US and Japan agree on new 'free, fair and reciprocal' trade talks

Trump downbeat on TPP but would take deal he 'can't refuse'

Japanese Prime Minister Shinzo Abe and U.S. President Donald Trump agreed to hold talks aimed at addressing the trade imbalance between the two countries but differed on the approach. (Photo by Akira Kodaka)

PALM BEACH, U.S. -- U.S. President Donald Trump and Japanese Prime Minister Shinzo Abe agreed on Wednesday to establish a new framework for economic talks focusing on "free, fair and reciprocal" trade.

The negotiations would be aimed at balancing the U.S. trade deficit with Japan.

"The United States has a massive trade deficit with Japan. It's anywhere from $69 billion to $100 billion a year. That's massive by any standpoint," Trump said at a news conference after meeting with Abe for the second straight day at his Mar-a-Lago resort in Florida.

"If we can come to an arrangement on a new deal between the United States and Japan, that would certainly be something we would discuss."

The talks would be led by Japan's Economic and Fiscal Policy Minister Toshimitsu Motegi -- Tokyo's point man for negotiations on the Trans Pacific Partnership -- and U.S. Trade Representative Robert Lighthizer. "I agreed with President Trump to start a consultation for a free, fair and reciprocal trade deal to realize the economic growth of the rule-based free and open Indo-Pacific region," Abe said.

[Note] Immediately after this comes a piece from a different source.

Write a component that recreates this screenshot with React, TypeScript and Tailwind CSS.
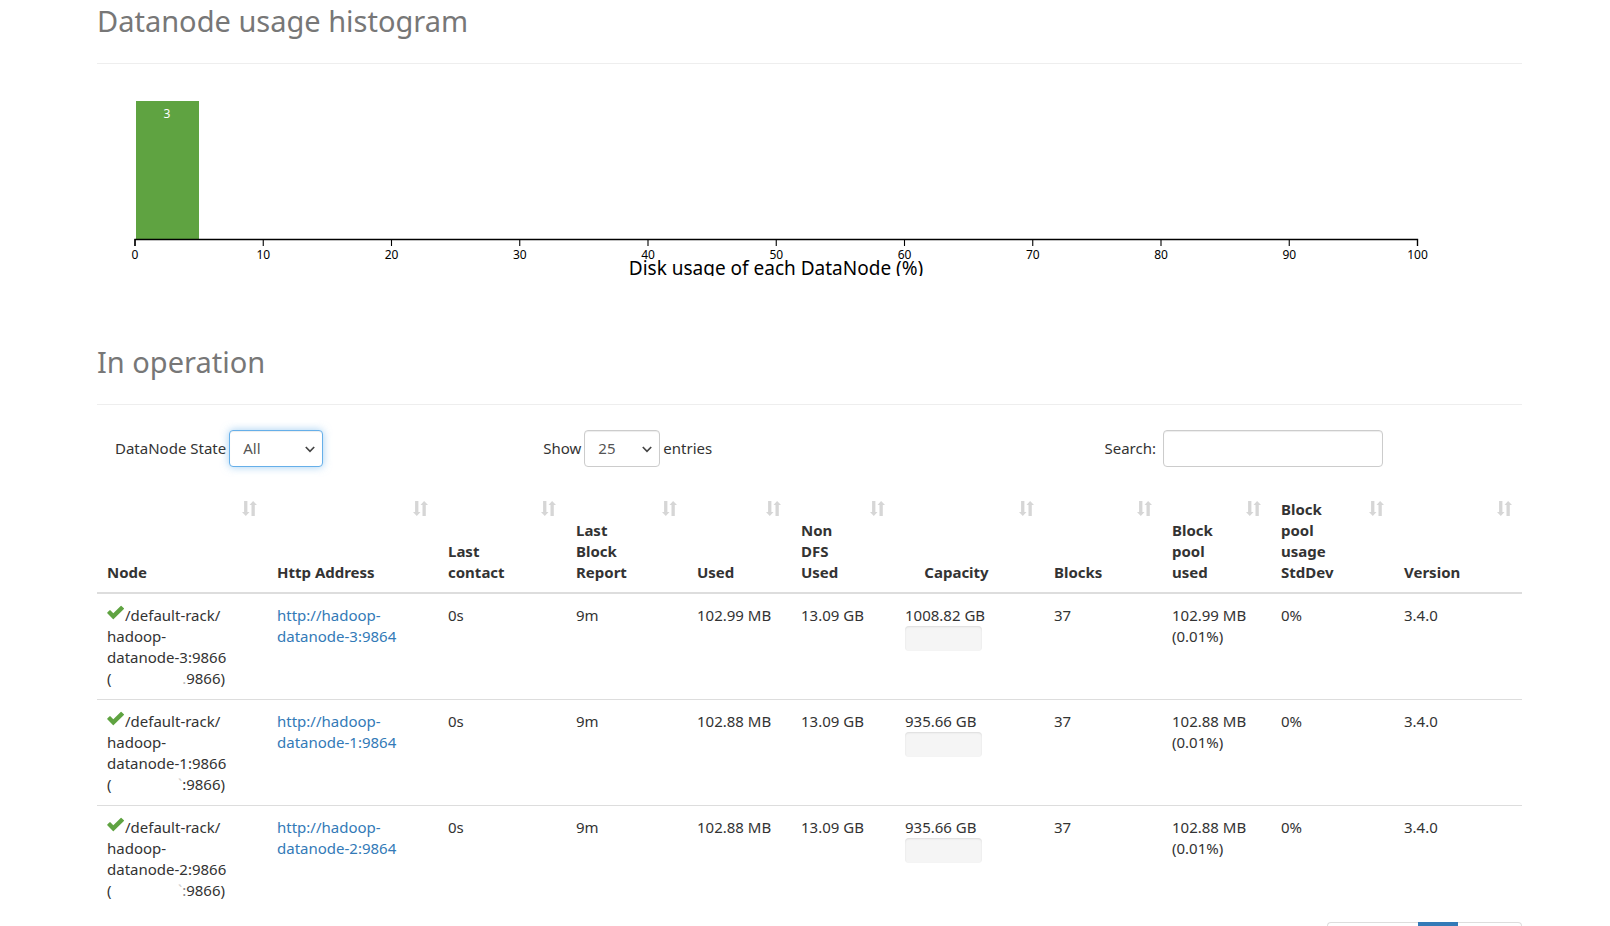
import React from "react";

const ticks = [0, 10, 20, 30, 40, 50, 60, 70, 80, 90, 100];

const columns = [
  { label: "Node", width: "w-[170px]" },
  { label: "Http Address", width: "w-[171px]" },
  { label: "Last contact", width: "w-[128px]" },
  { label: "Last Block Report", width: "w-[121px]" },
  { label: "Used", width: "w-[104px]" },
  { label: "Non DFS Used", width: "w-[104px]" },
  { label: "Capacity", width: "w-[149px]", center: true },
  { label: "Blocks", width: "w-[118px]" },
  { label: "Block pool used", width: "w-[109px]" },
  { label: "Block pool usage StdDev", width: "w-[123px]" },
  { label: "Version", width: "w-[128px]" },
];

const nodes = [
  { id: 3, used: "102.99 MB", capacity: "1008.82 GB", hint: "", sep: ".", sepColor: "text-[#bbbbbb]" },
  { id: 1, used: "102.88 MB", capacity: "935.66 GB", hint: "`", sep: ":", sepColor: "text-[#333333]" },
  { id: 2, used: "102.88 MB", capacity: "935.66 GB", hint: "`", sep: ":", sepColor: "text-[#888888]" },
];

function SortIcon() {
  return (
    <svg className="absolute top-[9px] right-[10px] h-[15px] w-[15px]" viewBox="0 0 15 15" fill="#d6d6d6" aria-hidden="true">
      <path d="M2.1 0h3.3v11h2.1L3.8 15 0 11h2.1zM9.5 15h3.3V4h2.2L11.1 0 7.5 4h2z" />
    </svg>
  );
}

function CheckIcon() {
  return (
    <svg className="-mt-[4px] mb-[4px] inline-block h-[15px] w-[18px]" viewBox="0 0 18 15" fill="#5fa341" aria-hidden="true">
      <path d="M0.3 8.3Q0 7.9 0.3 7.5L2.6 5.3Q3 5 3.4 5.3L6.3 8.2 13.7 0.9Q14.1 0.6 14.5 0.9L16.9 3.2Q17.2 3.6 16.9 4L6.7 14Q6.3 14.4 5.9 14z" />
    </svg>
  );
}

function Heading({ children }: { children: React.ReactNode }) {
  return (
    <h1 className="border-b border-[#eeeeee] pb-[26px] text-[29px] leading-[33px] text-[#777777]">{children}</h1>
  );
}

function Histogram() {
  return (
    <svg className="mt-[36px] block h-[176px] w-[1368px] overflow-hidden" viewBox="0 0 1368 176" role="img" aria-label="Disk usage of each DataNode">
      <rect x="39" y="1" width="63" height="138" fill="#5fa341" />
      <text x="70" y="18" textAnchor="middle" fontSize="12" fill="#ffffff">3</text>
      <path d="M38 146V139.5H1320.5V146" fill="none" stroke="#000000" strokeWidth="1.3" />
      {ticks.map((t) => (
        <g key={t}>
          <line x1={38 + t * 12.825} x2={38 + t * 12.825} y1="139" y2="146" stroke="#000000" strokeWidth="1.1" />
          <text x={38 + t * 12.825} y="159" textAnchor="middle" fontSize="12">{t}</text>
        </g>
      ))}
      <text x="679" y="175" textAnchor="middle" fontSize="19">Disk usage of each DataNode (%)</text>
    </svg>
  );
}

const field = "h-[37px] rounded border bg-white text-[15px] text-[#555555] outline-none";

function Chevron() {
  return (
    <svg className="pointer-events-none absolute top-[16px] right-[8px] h-[7px] w-[10px]" viewBox="0 0 10 7" fill="none" stroke="#444444" strokeWidth="1.7" aria-hidden="true">
      <path d="M0.8 1 5 5.3 9.2 1" />
    </svg>
  );
}

export default function App() {
  return (
    <main className="h-screen overflow-hidden bg-white pr-[88px] pl-[97px] font-['Noto_Sans',sans-serif] text-[15px] leading-[21px] text-[#333333]">
      <div className="pt-[4px]">
        <Heading>Datanode usage histogram</Heading>
      </div>
      <Histogram />
      <div className="mt-[69px]">
        <Heading>In operation</Heading>
      </div>

      <div className="mt-[25px] grid grid-cols-4 items-center">
        <div className="flex items-center gap-[3px] pl-[18px]">
          <label htmlFor="state">DataNode State</label>
          <span className="relative">
            <select id="state" className={`${field} w-[94px] appearance-none border-[#66afe9] pl-[13px] shadow-[inset_0_1px_1px_rgba(0,0,0,0.075),0_0_8px_rgba(102,175,233,0.6)]`}>
              <option>All</option>
            </select>
            <Chevron />
          </span>
        </div>
        <div className="flex items-center gap-[3px] pl-[90px]">
          <label htmlFor="length">Show</label>
          <span className="relative">
            <select id="length" className={`${field} w-[76px] appearance-none border-[#cccccc] pl-[13px] shadow-[inset_0_1px_1px_rgba(0,0,0,0.075)]`}>
              <option>25</option>
            </select>
            <Chevron />
          </span>
          <span>entries</span>
        </div>
        <div className="col-span-2 flex items-center gap-[7px] justify-self-end pr-[139px]">
          <label htmlFor="search">Search:</label>
          <input id="search" type="search" className={`${field} w-[220px] border-[#cccccc] px-[13px] shadow-[inset_0_1px_1px_rgba(0,0,0,0.075)]`} />
        </div>
      </div>

      <table className="mt-[25px] w-full table-fixed border-collapse text-left">
        <colgroup>
          {columns.map((c) => (
            <col key={c.label} className={c.width} />
          ))}
        </colgroup>
        <thead>
          <tr className="border-b-2 border-[#dddddd]">
            {columns.map((c) => (
              <th key={c.label} className={`relative pt-[7px] pb-[9px] pl-[10px] align-bottom font-bold ${c.center ? "pr-[36px] text-center" : "pr-[40px]"}`}>
                {c.label}
                <SortIcon />
              </th>
            ))}
          </tr>
        </thead>
        <tbody>
          {nodes.map((n) => (
            <tr key={n.id} className="h-[106px] border-b border-[#dddddd] align-top last:border-b-0 [&>td]:pt-[11px] [&>td]:pl-[10px]">
              <td>
                <CheckIcon />
                /default-rack/
                <br />
                hadoop-
                <br />
                datanode-{n.id}:9866
                <br />
                <span className="flex w-[118px] justify-between">
                  <span>(</span>
                  <span>
                    <span className="text-[#cccccc]">{n.hint}</span>
                    <span className={n.sepColor}>{n.sep}</span>
                    9866)
                  </span>
                </span>
              </td>
              <td>
                <a href={`http://hadoop-datanode-${n.id}:9864`} className="text-[#337ab7]">
                  http://hadoop-
                  <br />
                  datanode-{n.id}:9864
                </a>
              </td>
              <td>0s</td>
              <td>9m</td>
              <td>{n.used}</td>
              <td>13.09 GB</td>
              <td>
                {n.capacity}
                <div className="h-[25px] w-[77px] rounded bg-[#f5f5f5] shadow-[inset_0_1px_2px_rgba(0,0,0,0.1)]" />
              </td>
              <td>37</td>
              <td>
                {n.used}
                <br />
                (0.01%)
              </td>
              <td>0%</td>
              <td>3.4.0</td>
            </tr>
          ))}
        </tbody>
      </table>

      <nav aria-label="Pages" className="mt-[11px] flex justify-end">
        <a href="#previous" aria-label="Previous" className="h-[37px] w-[91px] rounded-l border border-r-0 border-[#dddddd]" />
        <a href="#1" aria-label="Page 1" className="h-[37px] w-[40px] bg-[#337ab7]" />
        <a href="#next" aria-label="Next" className="h-[37px] w-[64px] rounded-r border border-l-0 border-[#dddddd]" />
      </nav>
    </main>
  );
}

The two sides, however, showed a clear rift on how to address the trade imbalance, specifically with regard to the TPP, the 12-country trade agreement from which the U.S. withdrew shortly after Trump took office.

The 11 remaining member countries reworked the pact into the Comprehensive and Progressive Agreement for Trans-Pacific Partnership, which was signed in Chile in March. Trump earlier this month hinted at a possible reversal of his position and instructed his advisers to consider whether a return to the TPP would be beneficial.

At Wednesday's news conference, the U.S. president reiterated that he would be open to a return if the details of the pact were renegotiated. 

"I don't want to go back into TPP, but if they offered us a deal that I can't refuse on behalf of the United States, I would do it," Trump said.

Abe, on the other hand, said "our country's position is that TPP is the best for both of our countries. On the U.S. side, they are interested in a bilateral deal." 

Trump said Japan would not be exempted from U.S. tariffs on steel and aluminum until he secures concessions in the talks.

The two leaders had devoted their first day of talks to North Korea.

"If we don't think it's going to be successful ... we won't have it," said Trump when asked about the upcoming summit with North Korean leader Kim Jong Un.

"If [it] is not fruitful I will respectfully leave the meeting," he said. 

Abe followed up by saying "there should be no reward" for just attending and insisted that tangible progress was required from North Korea toward complete denuclearization. 

The Japanese leader said he and Trump had discussed multiple scenarios that could result from the summit and were in full agreement over the way the U.S. should respond. 

Meanwhile, Trump thanked China for its help in pressuring Pyongyang. "I want to thank publicly President Xi [Jinping] of China, who has done more for us than he's done for any other administration. ... He has clogged up the border, as you know, and he's done it very, very powerfully." 

Abe succeeded in convincing Trump to raise the issue of Japanese citizens that were abducted by the North Korean regime. "We want to see these families reunited," Trump said, promising Abe that he would do everything possible to make it happen.

Trump and Abe went on a round of golf on Wednesday morning before meeting again for lunch. "We met for seven hours," Abe told reporters.